D.E : Sur l’hydrogène vert, où notre niveau de maturité est moins développé que sur l’hydrogène bleu, nous nous positionnons d’abord sur des projets de petite taille afin de mieux comprendre le marché, ses besoins, ses enjeux et ses contraintes. Nous avons ainsi un projet en cours pour ENGIE en Australie. Nous avons aussi deux projets prévus en Inde d’ici la fin 2023. En Europe, nous prenons part à une multitude de projets, notamment en France, en Hollande… Nous sommes aussi très présents aux États-Unis où l’Inflation Reduction Act (IRA) ouvre des perspectives intéressantes pour le développement de l’hydrogène vert.
Selon vous, quels sont les freins qui persistent en matière de transition énergétique ?
L.C : Si l’ensemble de ces technologies contribuent positivement à la transition énergétique, l’énergie verte et propre reste plus chère que l’énergie fossile. Le prix est un des principaux freins au développement de ces technologies.

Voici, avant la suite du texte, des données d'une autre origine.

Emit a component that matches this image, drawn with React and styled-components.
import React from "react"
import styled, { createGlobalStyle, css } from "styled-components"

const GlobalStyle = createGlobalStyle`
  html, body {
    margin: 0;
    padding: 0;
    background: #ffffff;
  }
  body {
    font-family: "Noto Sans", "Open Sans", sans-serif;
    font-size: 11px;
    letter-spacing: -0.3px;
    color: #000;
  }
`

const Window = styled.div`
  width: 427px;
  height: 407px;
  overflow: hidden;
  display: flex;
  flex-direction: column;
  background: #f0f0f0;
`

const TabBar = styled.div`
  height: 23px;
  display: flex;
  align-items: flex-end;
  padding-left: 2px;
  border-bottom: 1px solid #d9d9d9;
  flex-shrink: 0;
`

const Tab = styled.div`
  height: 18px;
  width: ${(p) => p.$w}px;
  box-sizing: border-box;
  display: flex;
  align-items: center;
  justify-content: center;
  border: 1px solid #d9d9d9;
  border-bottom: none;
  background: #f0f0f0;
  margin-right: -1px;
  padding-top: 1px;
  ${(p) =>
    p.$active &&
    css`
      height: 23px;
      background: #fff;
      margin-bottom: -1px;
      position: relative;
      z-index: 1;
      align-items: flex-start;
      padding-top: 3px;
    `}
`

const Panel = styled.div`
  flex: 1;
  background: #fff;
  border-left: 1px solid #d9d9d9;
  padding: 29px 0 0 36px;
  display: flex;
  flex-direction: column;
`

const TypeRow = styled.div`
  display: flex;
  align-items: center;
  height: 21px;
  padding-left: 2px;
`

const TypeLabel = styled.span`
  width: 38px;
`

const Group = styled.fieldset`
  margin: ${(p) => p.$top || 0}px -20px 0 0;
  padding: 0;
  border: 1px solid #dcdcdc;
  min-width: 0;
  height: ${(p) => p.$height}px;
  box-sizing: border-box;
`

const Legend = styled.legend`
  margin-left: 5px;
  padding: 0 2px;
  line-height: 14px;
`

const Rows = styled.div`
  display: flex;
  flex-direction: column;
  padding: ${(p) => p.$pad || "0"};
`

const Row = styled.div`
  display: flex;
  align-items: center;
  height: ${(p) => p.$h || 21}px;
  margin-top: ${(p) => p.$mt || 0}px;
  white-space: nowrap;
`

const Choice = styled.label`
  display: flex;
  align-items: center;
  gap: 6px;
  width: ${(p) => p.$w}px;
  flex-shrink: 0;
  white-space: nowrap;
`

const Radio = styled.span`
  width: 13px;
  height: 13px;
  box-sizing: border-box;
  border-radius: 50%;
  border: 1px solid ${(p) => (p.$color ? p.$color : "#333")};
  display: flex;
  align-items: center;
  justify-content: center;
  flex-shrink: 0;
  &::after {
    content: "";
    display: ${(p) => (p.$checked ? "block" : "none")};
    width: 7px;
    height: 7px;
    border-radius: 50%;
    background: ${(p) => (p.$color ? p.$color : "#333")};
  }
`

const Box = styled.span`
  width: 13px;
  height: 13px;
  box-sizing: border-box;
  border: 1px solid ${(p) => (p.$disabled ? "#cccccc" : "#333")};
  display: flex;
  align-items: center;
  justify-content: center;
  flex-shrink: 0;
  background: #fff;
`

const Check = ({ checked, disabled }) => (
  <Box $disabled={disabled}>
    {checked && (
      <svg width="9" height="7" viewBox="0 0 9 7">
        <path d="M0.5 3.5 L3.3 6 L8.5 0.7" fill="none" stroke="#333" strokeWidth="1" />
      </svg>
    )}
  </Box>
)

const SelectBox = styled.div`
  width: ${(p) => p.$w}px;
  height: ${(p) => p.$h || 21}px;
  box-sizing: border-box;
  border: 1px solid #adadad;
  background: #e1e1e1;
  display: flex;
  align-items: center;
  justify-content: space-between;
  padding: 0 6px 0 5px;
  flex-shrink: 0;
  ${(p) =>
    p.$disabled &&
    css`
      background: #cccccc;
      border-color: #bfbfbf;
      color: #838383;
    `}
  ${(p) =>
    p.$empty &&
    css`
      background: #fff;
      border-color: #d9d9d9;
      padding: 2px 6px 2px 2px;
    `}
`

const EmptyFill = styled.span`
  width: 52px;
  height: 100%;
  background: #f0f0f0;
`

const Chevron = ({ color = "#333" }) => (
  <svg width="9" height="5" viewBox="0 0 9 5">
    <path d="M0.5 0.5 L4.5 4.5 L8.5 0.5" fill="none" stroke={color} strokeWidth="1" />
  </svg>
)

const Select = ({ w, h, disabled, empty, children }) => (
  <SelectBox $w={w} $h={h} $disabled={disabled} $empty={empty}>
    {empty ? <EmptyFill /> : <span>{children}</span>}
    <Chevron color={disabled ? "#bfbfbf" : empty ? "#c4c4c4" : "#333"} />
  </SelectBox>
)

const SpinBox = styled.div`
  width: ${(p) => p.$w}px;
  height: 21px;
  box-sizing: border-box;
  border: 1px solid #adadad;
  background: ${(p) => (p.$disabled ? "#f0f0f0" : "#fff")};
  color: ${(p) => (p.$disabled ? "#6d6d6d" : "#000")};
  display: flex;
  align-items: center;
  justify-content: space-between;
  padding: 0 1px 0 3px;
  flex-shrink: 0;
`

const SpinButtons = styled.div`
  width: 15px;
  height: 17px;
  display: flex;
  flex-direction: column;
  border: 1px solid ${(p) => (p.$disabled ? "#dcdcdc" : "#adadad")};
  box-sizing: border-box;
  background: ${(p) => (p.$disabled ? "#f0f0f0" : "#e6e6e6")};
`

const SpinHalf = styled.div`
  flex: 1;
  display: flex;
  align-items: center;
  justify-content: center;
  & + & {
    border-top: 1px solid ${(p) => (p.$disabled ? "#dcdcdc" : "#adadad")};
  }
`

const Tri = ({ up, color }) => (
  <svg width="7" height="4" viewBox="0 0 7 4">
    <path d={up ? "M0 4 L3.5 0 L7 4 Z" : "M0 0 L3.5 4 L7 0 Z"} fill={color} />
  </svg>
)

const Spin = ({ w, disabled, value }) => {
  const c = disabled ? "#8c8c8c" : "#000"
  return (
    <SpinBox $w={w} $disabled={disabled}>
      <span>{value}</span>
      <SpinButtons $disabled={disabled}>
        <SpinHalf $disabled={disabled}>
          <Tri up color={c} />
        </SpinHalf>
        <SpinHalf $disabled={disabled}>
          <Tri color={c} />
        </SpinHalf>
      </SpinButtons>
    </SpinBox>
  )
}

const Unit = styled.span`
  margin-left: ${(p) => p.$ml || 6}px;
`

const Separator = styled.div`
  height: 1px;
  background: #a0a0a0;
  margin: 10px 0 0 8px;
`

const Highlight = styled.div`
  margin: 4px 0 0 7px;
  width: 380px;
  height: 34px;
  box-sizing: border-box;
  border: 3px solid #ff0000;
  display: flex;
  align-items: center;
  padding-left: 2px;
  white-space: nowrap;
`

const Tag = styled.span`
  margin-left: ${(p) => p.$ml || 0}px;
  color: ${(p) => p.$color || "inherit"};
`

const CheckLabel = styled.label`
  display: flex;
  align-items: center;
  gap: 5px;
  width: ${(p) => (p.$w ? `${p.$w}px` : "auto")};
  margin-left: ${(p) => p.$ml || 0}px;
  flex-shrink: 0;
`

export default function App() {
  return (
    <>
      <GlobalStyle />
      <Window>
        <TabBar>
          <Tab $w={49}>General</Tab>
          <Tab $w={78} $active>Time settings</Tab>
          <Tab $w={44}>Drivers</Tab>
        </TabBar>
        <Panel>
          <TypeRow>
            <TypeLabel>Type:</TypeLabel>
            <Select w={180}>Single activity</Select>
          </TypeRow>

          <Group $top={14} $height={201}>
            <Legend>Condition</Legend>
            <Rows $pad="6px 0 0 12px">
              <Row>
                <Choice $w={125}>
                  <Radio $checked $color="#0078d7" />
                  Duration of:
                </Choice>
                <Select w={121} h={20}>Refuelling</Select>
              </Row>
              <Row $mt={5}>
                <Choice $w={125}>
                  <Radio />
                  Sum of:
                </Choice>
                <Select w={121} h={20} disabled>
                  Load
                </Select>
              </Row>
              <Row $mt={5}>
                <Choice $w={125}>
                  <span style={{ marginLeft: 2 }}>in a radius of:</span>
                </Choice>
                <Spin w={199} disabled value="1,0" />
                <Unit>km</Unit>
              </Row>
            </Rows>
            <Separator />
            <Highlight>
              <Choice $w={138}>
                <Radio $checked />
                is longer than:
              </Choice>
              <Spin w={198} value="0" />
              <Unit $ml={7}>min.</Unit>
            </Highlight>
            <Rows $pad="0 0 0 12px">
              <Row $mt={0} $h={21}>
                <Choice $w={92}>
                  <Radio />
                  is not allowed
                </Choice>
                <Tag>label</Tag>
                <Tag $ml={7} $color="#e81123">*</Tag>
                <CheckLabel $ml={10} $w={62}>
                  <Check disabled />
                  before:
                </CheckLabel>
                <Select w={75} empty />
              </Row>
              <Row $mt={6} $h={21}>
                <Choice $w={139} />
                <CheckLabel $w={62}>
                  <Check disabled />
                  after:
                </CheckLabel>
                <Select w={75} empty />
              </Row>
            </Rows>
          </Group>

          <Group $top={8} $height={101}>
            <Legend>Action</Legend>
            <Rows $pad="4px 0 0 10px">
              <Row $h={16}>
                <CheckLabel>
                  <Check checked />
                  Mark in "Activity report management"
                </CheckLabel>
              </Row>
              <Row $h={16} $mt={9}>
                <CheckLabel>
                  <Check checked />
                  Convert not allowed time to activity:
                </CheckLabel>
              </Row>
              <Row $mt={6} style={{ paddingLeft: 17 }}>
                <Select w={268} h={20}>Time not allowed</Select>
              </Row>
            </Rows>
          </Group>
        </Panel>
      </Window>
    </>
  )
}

Sur des questions comme le déploiement de l’hydrogène, nous avons aussi, en France, un enjeu en termes d’infrastructures pour garantir un transport et un approvisionnement à des coûts compétitifs. En effet, ces projets doivent avoir un sens économique pour toutes les parties prenantes afin d’accélérer leur développement.
Et pour conclure, quelles sont les ambitions de Technip Energies ?
L.C : Nous voulons nous positionner comme un acteur majeur des énergies de transition. Aujourd’hui, plus de 3⁄4 de nos activités sont tournées vers des solutions plus propres que par le passé.
Et pour accélérer notre propre transition et accompagner aussi celle de nos clients, nous recrutons des talents. Nos équipes sont essentiellement composées d’ingénieurs qui sont directement impliqués dans ces projets et qui contribuent concrètement et au quotidien à la transition énergétique ! Avis aux intéressés !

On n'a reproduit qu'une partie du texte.